● **What you need to do**:
Within the material below, find each line bearing the word "TypeScript" and present it.

● **Material shown**:

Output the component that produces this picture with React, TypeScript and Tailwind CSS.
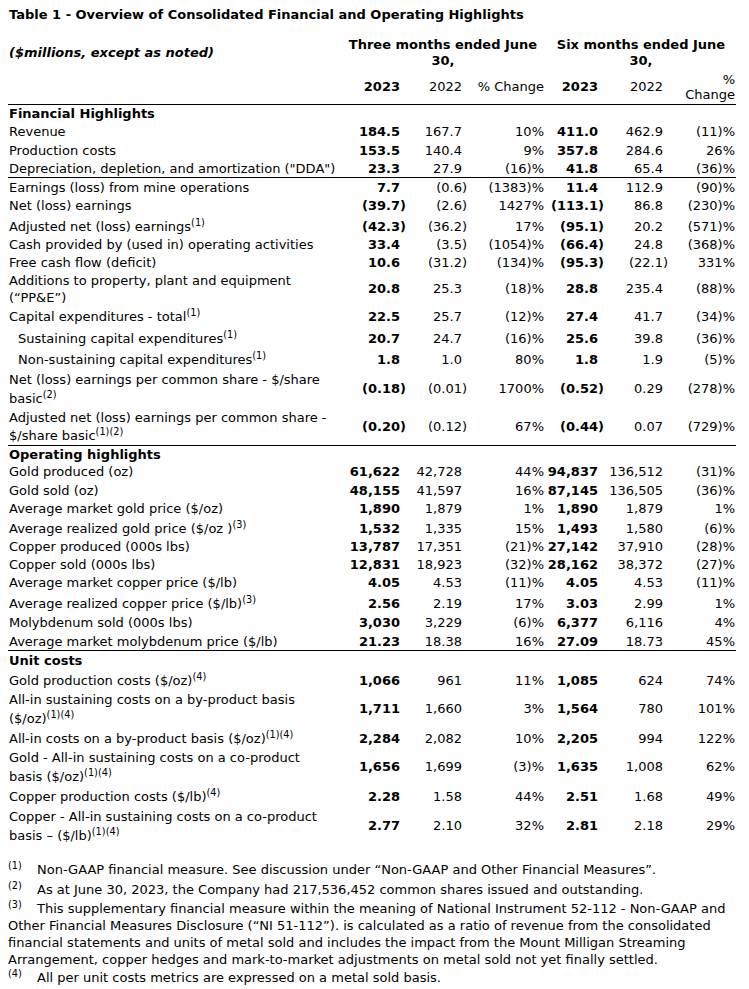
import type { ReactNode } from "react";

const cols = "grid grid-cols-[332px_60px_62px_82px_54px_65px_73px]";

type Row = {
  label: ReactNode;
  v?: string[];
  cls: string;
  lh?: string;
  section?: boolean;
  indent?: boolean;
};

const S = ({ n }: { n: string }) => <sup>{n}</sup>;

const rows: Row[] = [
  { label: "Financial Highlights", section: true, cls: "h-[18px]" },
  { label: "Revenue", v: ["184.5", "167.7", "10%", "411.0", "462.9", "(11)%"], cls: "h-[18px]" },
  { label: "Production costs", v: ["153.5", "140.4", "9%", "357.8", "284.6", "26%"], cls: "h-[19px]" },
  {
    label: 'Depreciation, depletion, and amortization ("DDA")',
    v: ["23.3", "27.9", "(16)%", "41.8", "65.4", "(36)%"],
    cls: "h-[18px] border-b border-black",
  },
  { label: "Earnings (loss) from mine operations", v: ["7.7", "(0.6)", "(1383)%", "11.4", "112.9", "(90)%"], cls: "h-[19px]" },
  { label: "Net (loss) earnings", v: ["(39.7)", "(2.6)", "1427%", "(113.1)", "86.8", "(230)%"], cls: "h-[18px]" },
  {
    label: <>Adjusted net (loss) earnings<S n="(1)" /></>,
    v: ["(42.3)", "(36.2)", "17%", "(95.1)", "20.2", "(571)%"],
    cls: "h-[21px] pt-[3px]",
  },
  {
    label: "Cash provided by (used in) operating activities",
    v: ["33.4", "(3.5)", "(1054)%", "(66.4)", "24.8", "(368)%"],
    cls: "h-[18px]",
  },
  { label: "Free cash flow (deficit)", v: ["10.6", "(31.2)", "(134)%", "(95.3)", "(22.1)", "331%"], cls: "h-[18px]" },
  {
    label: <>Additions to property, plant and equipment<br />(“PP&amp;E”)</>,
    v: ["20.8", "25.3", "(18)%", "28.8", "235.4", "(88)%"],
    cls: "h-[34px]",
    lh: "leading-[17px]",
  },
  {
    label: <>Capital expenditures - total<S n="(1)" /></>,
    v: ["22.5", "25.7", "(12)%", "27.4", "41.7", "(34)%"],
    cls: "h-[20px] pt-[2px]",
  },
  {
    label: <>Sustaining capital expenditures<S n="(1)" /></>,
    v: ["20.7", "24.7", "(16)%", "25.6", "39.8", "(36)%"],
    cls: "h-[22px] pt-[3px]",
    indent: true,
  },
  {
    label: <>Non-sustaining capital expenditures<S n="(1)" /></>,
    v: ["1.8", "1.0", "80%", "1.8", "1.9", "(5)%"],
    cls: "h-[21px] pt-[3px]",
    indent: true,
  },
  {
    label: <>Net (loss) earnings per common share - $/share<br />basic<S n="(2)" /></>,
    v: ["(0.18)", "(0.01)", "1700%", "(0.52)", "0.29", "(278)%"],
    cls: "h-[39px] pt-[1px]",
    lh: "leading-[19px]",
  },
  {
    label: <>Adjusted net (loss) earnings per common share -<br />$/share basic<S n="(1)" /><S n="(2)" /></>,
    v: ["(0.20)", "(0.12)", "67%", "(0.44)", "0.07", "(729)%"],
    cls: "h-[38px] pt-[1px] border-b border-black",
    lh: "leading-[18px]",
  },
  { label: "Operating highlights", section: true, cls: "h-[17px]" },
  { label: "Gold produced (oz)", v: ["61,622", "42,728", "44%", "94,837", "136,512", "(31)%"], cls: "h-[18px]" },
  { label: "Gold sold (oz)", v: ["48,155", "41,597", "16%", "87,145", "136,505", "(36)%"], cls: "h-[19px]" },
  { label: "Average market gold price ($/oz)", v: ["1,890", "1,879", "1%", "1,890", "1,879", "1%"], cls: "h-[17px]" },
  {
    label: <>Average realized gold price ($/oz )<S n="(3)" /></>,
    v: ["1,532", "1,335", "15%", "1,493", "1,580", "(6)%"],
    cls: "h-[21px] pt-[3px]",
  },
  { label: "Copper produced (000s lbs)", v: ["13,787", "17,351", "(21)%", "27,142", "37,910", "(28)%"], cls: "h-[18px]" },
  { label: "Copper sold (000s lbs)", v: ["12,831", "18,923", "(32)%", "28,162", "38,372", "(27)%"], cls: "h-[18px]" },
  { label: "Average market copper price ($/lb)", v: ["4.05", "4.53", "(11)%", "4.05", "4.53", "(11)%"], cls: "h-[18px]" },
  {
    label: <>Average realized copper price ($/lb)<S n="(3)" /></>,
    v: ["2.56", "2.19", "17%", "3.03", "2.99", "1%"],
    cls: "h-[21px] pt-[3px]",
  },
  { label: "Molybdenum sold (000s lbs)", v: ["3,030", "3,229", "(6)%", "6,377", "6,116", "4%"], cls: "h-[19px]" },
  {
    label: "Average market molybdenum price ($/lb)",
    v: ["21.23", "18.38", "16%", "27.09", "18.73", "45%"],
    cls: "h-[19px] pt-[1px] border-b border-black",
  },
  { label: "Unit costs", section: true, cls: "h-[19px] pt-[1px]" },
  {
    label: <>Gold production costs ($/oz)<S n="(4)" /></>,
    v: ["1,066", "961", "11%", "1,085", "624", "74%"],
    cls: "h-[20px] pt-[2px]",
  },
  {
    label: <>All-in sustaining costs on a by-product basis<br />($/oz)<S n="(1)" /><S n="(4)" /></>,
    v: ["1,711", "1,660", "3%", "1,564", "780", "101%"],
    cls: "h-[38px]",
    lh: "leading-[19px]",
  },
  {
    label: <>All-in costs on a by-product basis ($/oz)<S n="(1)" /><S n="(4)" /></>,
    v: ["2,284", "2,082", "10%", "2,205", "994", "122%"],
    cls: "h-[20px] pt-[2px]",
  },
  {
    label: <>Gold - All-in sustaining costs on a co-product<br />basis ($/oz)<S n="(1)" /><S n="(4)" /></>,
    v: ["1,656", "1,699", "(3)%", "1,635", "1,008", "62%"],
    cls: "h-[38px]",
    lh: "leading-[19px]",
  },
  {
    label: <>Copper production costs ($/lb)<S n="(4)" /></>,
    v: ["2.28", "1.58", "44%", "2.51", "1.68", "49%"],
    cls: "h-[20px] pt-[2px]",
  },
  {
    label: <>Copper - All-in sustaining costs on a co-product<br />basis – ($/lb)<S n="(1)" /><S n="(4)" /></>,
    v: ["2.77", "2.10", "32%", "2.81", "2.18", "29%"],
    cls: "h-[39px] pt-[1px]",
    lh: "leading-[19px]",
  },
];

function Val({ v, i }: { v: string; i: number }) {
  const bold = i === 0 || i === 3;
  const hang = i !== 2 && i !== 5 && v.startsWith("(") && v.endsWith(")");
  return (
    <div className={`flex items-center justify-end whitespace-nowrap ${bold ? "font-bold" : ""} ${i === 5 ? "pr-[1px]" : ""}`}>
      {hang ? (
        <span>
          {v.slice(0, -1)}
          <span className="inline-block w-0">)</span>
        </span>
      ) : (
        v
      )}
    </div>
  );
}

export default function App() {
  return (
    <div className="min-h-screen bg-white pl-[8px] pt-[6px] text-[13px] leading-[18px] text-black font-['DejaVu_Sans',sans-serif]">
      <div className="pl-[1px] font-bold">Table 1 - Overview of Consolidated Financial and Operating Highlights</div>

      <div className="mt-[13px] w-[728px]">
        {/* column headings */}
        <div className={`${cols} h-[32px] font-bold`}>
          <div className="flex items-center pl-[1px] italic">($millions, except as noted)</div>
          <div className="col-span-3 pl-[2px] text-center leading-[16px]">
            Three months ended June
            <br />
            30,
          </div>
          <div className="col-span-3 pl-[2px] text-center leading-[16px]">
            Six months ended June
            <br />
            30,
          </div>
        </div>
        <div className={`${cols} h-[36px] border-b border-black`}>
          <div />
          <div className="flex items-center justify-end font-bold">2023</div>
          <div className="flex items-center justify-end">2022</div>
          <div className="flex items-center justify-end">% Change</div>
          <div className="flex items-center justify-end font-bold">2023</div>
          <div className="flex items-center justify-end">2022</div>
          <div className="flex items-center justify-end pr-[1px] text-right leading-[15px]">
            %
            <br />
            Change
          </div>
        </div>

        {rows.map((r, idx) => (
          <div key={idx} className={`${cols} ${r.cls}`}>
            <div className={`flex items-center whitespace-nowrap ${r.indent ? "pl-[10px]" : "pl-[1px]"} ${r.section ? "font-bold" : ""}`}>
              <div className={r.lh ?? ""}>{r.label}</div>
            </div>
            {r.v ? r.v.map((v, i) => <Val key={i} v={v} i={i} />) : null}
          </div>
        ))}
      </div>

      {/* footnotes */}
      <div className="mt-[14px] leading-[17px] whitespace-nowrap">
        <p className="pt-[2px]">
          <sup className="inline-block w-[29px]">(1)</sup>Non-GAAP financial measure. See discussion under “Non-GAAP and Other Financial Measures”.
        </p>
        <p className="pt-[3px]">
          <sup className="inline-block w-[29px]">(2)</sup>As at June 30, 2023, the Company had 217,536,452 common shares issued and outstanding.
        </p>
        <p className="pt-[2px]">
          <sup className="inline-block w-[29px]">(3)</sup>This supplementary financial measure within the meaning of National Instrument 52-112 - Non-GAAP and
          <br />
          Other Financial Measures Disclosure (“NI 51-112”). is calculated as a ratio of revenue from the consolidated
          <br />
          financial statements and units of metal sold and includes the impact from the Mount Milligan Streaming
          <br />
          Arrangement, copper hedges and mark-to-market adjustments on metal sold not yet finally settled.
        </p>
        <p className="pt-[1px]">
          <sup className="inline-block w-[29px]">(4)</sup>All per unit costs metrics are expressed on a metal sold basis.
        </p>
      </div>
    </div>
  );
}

...

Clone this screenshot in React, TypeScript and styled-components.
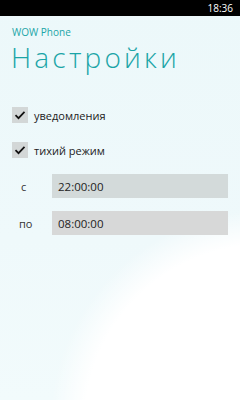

● **Task solution**:
Output the component that produces this picture with React, TypeScript and Tailwind CSS.
Clone this screenshot in React, TypeScript and styled-components.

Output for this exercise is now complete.